◆ Task description: Your task is to retype the lines from the opening of the material through the line that includes "mt-[8px] mr-[2px] flex". Do not copy the pictures.

◆ Information supplied:
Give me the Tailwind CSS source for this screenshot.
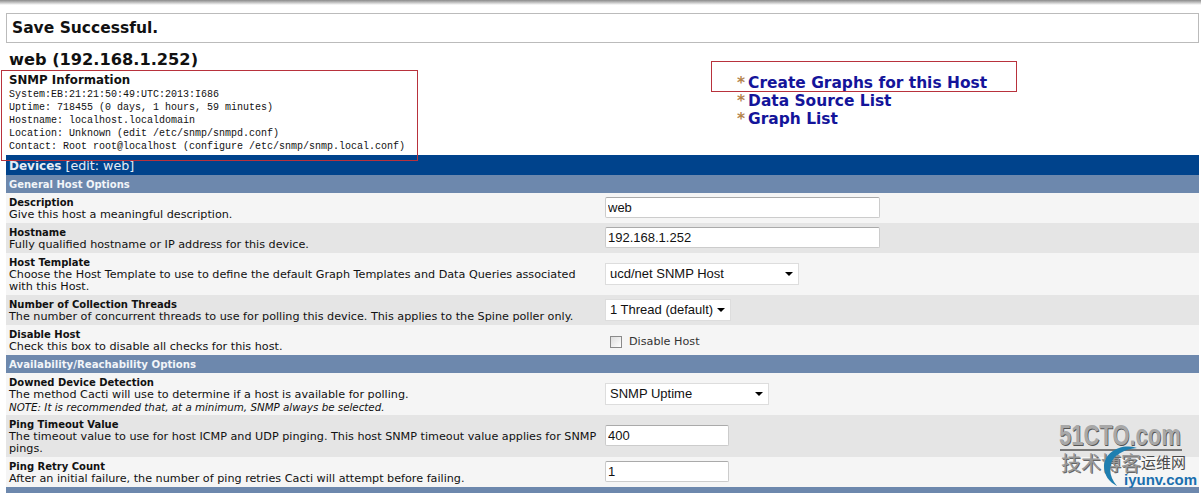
<!DOCTYPE html>
<html lang="en">
<head>
  <meta charset="UTF-8" />
  <title>Devices - Cacti</title>
  <script src="https://cdn.jsdelivr.net/npm/@tailwindcss/browser@4"></script>
</head>
<body class="relative h-[493px] w-[1201px] overflow-hidden bg-white font-['DejaVu_Sans',sans-serif] text-[11.2px] leading-[12px] text-[#111]">
  <div class="h-[5px] bg-gradient-to-b from-[#8a8a8a] to-white"></div>

  <div class="mx-[6px] mt-[8px] mr-[2px] flex h-[30px] items-center border border-[#bbb] pl-[5px] text-[15.5px] font-bold">Save Successful.</div>

  <!-- host info + links -->
  <div class="ml-[9px] flex h-[112px]">
    <div class="w-[728px]">
      <h1 class="mt-[6px] text-[16.2px] leading-[22px] font-bold">web (192.168.1.252)</h1>
      <h2 class="mt-[2px] text-[11.8px] leading-[14px] font-bold">SNMP Information</h2>
      <div class="mt-[1px] font-['Liberation_Mono',monospace] text-[10px] leading-[13px]">
        <p>System:EB:21:21:50:49:UTC:2013:I686</p>
        <p>Uptime: 718455 (0 days, 1 hours, 59 minutes)</p>
        <p>Hostname: localhost.localdomain</p>
        <p>Location: Unknown (edit /etc/snmp/snmpd.conf)</p>
        <p>Contact: Root root@localhost (configure /etc/snmp/snmp.local.conf)</p>
      </div>
    </div>
    <ul class="mt-[31px] text-[15.45px] leading-[18px] font-bold text-[#14149a]">
      <li><span class="mr-[3px] text-[#b5844c]">*</span>Create Graphs for this Host</li>
      <li><span class="mr-[3px] text-[#b5844c]">*</span>Data Source List</li>
      <li><span class="mr-[3px] text-[#b5844c]">*</span>Graph List</li>
    </ul>
  </div>

  <div class="ml-[6px] mr-[2px]">
    <div class="flex h-[20px] items-center bg-[#00438c] pt-[1px] pl-[3px] text-[12.7px] text-[#e5ecf5]"><b class="text-[12px]">Devices</b>&nbsp;[edit: web]</div>
    <div class="flex h-[18px] items-center bg-[#6d88ad] pt-[1px] pl-[3px] text-[10px] font-bold text-[#f2f5f9]">General Host Options</div>

    <div class="grid h-[30px] grid-cols-[596px_1fr] bg-[#f5f5f5] pl-[3px] pt-[4px]">
      <div><b class="block text-[10px]">Description</b>Give this host a meaningful description.</div>
      <input value="web" class="h-[21px] w-[275px] rounded-[2px] border border-[#ccc] border-t-[#aaa] bg-white pl-[2px] font-['Liberation_Sans',sans-serif] text-[13px]" />
    </div>
    <div class="grid h-[30px] grid-cols-[596px_1fr] bg-[#e5e5e5] pl-[3px] pt-[4px]">
      <div><b class="block text-[10px]">Hostname</b>Fully qualified hostname or IP address for this device.</div>
      <input value="192.168.1.252" class="h-[21px] w-[275px] rounded-[2px] border border-[#ccc] border-t-[#aaa] bg-white pl-[2px] font-['Liberation_Sans',sans-serif] text-[13px]" />
    </div>
    <div class="grid h-[42px] grid-cols-[596px_1fr] items-start bg-[#f5f5f5] pl-[3px] pt-[4px]">
      <div class="pr-[4px]"><b class="block text-[10px]">Host Template</b>Choose the Host Template to use to define the default Graph Templates and Data Queries associated with this Host.</div>
      <div class="mt-[6px] flex h-[22px] w-[194px] items-center justify-between border border-[#ddd] bg-white pr-[5px] pl-[4px] font-['Liberation_Sans',sans-serif] text-[13px]">ucd/net SNMP Host<span class="h-0 w-0 border-x-[4px] border-t-[4px] border-x-transparent border-t-black"></span></div>
    </div>
    <div class="grid h-[30px] grid-cols-[596px_1fr] items-start bg-[#e5e5e5] pl-[3px] pt-[4px]">
      <div><b class="block text-[10px]">Number of Collection Threads</b>The number of concurrent threads to use for polling this device. This applies to the Spine poller only.</div>
      <div class="flex h-[22px] w-[126px] items-center justify-between border border-[#ddd] bg-white pr-[5px] pl-[4px] font-['Liberation_Sans',sans-serif] text-[13px]">1 Thread (default)<span class="h-0 w-0 border-x-[4px] border-t-[4px] border-x-transparent border-t-black"></span></div>
    </div>
    <div class="grid h-[30px] grid-cols-[596px_1fr] items-start bg-[#f5f5f5] pl-[3px] pt-[4px]">
      <div><b class="block text-[10px]">Disable Host</b>Check this box to disable all checks for this host.</div>
      <label class="mt-[7px] ml-[5px] flex items-center gap-[7px] text-[#333]"><span class="h-[12px] w-[12px] border border-[#8a8a8a] bg-gradient-to-br from-[#ddd] to-white"></span>Disable Host</label>
    </div>

    <div class="flex h-[18px] items-center bg-[#6d88ad] pt-[1px] pl-[3px] text-[10.2px] font-bold text-[#f2f5f9]">Availability/Reachability Options</div>

    <div class="grid h-[42px] grid-cols-[596px_1fr] items-start bg-[#f5f5f5] pl-[3px] pt-[4px]">
      <div><b class="block text-[10px]">Downed Device Detection</b>The method Cacti will use to determine if a host is available for polling.<br /><i class="text-[10.3px]">NOTE: It is recommended that, at a minimum, SNMP always be selected.</i></div>
      <div class="mt-[6px] flex h-[22px] w-[164px] items-center justify-between border border-[#ddd] bg-white pr-[5px] pl-[4px] font-['Liberation_Sans',sans-serif] text-[13px]">SNMP Uptime<span class="h-0 w-0 border-x-[4px] border-t-[4px] border-x-transparent border-t-black"></span></div>
    </div>
    <div class="grid h-[42px] grid-cols-[596px_1fr] items-start bg-[#e5e5e5] pl-[3px] pt-[4px]">
      <div><b class="block text-[10px]">Ping Timeout Value</b>The timeout value to use for host ICMP and UDP pinging. This host SNMP timeout value applies for SNMP pings.</div>
      <input value="400" class="mt-[6px] h-[21px] w-[124px] rounded-[2px] border border-[#ccc] border-t-[#aaa] bg-white pl-[2px] font-['Liberation_Sans',sans-serif] text-[13px]" />
    </div>
    <div class="grid h-[30px] grid-cols-[596px_1fr] items-start bg-[#f5f5f5] pl-[3px] pt-[4px]">
      <div><b class="block text-[10px]">Ping Retry Count</b>After an initial failure, the number of ping retries Cacti will attempt before failing.</div>
      <input value="1" class="h-[21px] w-[124px] rounded-[2px] border border-[#ccc] border-t-[#aaa] bg-white pl-[2px] font-['Liberation_Sans',sans-serif] text-[13px]" />
    </div>
    <div class="h-[6px] bg-[#6d88ad]"></div>
  </div>

  <!-- red annotation boxes drawn over the screenshot -->
  <div class="absolute top-[70px] left-[1px] h-[91px] w-[417px] border border-[#b8323c]"></div>
  <div class="absolute top-[61px] left-[711px] h-[31px] w-[306px] border border-[#b8323c]"></div>

  <!-- watermark -->
  <div class="absolute top-[420px] left-[1059px] origin-left scale-x-[0.733] font-['Liberation_Sans',sans-serif] text-[30px] leading-[30px] font-bold text-[#a8a8a8] [text-shadow:1px_1px_0_#555]">51CTO.com</div>
  <div class="absolute top-[449px] left-[1060px] h-[2px] w-[122px] bg-[#777]"></div>
  <div class="absolute top-[453px] left-[1061px] font-['Noto_Sans_CJK_SC',sans-serif] text-[20px] leading-[20px] text-[#999] [text-shadow:1px_1px_0_#666]">技术博客</div>
  <div class="absolute top-[454px] left-[1141px] font-['Noto_Sans_CJK_SC',sans-serif] text-[15px] leading-[15px] text-[#4a4a4a]">运维网</div>
  <svg class="absolute top-[444px] left-[1101px]" width="40" height="44" viewBox="0 0 40 44"><path d="M36 4C20 -1 4 8 3 22C3 31 8 38 16 42C10 35 8 28 10 20C12 12 22 5 36 4Z" fill="#1f7fb0" /></svg>
  <div class="absolute top-[473px] left-[1124px] font-['Liberation_Sans',sans-serif] text-[15px] leading-[14px] font-bold text-[#1a6fae]">iyunv.com</div>
</body>
</html>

◆ Result:
Give me the Tailwind CSS source for this screenshot.
<!DOCTYPE html>
<html lang="en">
<head>
  <meta charset="UTF-8" />
  <title>Devices - Cacti</title>
  <script src="https://cdn.jsdelivr.net/npm/@tailwindcss/browser@4"></script>
</head>
<body class="relative h-[493px] w-[1201px] overflow-hidden bg-white font-['DejaVu_Sans',sans-serif] text-[11.2px] leading-[12px] text-[#111]">
  <div class="h-[5px] bg-gradient-to-b from-[#8a8a8a] to-white"></div>

  <div class="mx-[6px] mt-[8px] mr-[2px] flex h-[30px] items-center border border-[#bbb] pl-[5px] text-[15.5px] font-bold">Save Successful.</div>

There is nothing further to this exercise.